Personal info
- Nickname: Kostya
- Born: 1985 (age 40–41) Russia

Best statistics

Professional (Pro) career
- Best win: Moscow Oblast Championships; 2009;

= Konstantin Nerchenko =

Russian bodybuilder (born 1985)

Konstantin "Kostya" Nerchenko (Russian: Константин Нерченко; born 1985) is a Russian bodybuilder, powerlifter, strongman, master of Sambo, and personal trainer.

== Biography ==
As a teenager, he was training in various athletic and combat sports. Nerchenko is a super-heavyweight bodybuilder, his weight is approx. 100 kilograms. His first bodybuilding competition, Moscow Oblast Championships, took place in October 2009 in Mytishchi. During the contest Nerchenko placed second in super-heavyweight category (100+ kg). The same month, at Saint Petersburg/Leningrad Oblast Championships, he placed seventh in 100+ kg category. Nerchenko contended in other tournaments, also in super-heavyweight category: at the 2009 Moscow City Championships he took the fifth place, and at the 2011 Moscow Cup he placed sixth.

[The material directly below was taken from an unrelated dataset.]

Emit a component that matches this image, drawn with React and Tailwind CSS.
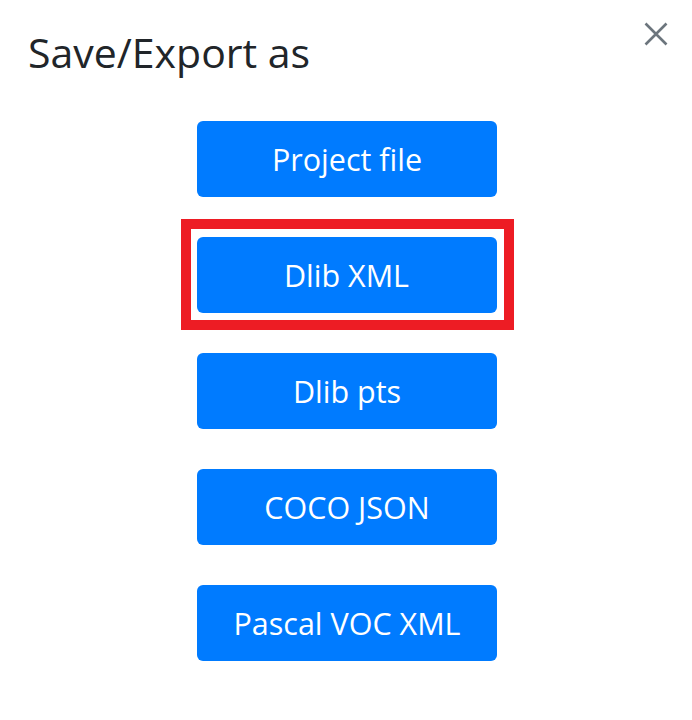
const OPTIONS = ['Project file', 'Dlib XML', 'Dlib pts', 'COCO JSON', 'Pascal VOC XML']

function ExportButton({ label }) {
  return (
    <button
      type="button"
      className="flex h-[76px] w-[300px] items-center justify-center rounded-[6px] bg-[#007bff] text-[30.5px] leading-none text-white"
    >
      {label}
    </button>
  )
}

export default function App() {
  return (
    <div
      className="h-[720px] w-[692px] bg-white text-[#212529]"
      style={{ fontFamily: '"Open Sans", "Noto Sans", sans-serif' }}
    >
      <div className="flex items-start justify-between pl-[28px] pr-[24px] pt-[28px]">
        <h1 className="text-[41px] leading-[48px] font-normal">Save/Export as</h1>
        <button type="button" className="-mt-[6px] text-[#6c757d]">
          <svg width="24" height="24" viewBox="0 0 24 24" fill="none" stroke="currentColor" strokeWidth="2.6">
            <path d="M1.5 1.5 L22.5 22.5 M22.5 1.5 L1.5 22.5" />
          </svg>
        </button>
      </div>

      <div className="mt-[45px] flex flex-col items-center gap-[40px] pl-[2px]">
        {OPTIONS.map((label, i) =>
          i === 1 ? (
            <div
              key={label}
              className="-mb-[17px] -mt-[18px] border-[10px] border-[#ed1c24] pb-[7px] pl-[6px] pr-[7px] pt-[8px]"
            >
              <ExportButton label={label} />
            </div>
          ) : (
            <ExportButton key={label} label={label} />
          ),
        )}
      </div>
    </div>
  )
}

He is also a prize-winning powerlifter, a three-time champion of Moscow and the Moscow Oblast bench press championships.

Nerchenko lives in Moscow Oblast and works as a personal trainer at the pilates/fitness studio; he acquired first experiences in his profession in 2003. He is also a strongman, and a certified Master in Sports of Sambo. Muscles and Testosterone called Nerchenko "the most underrated person in athletic sports history".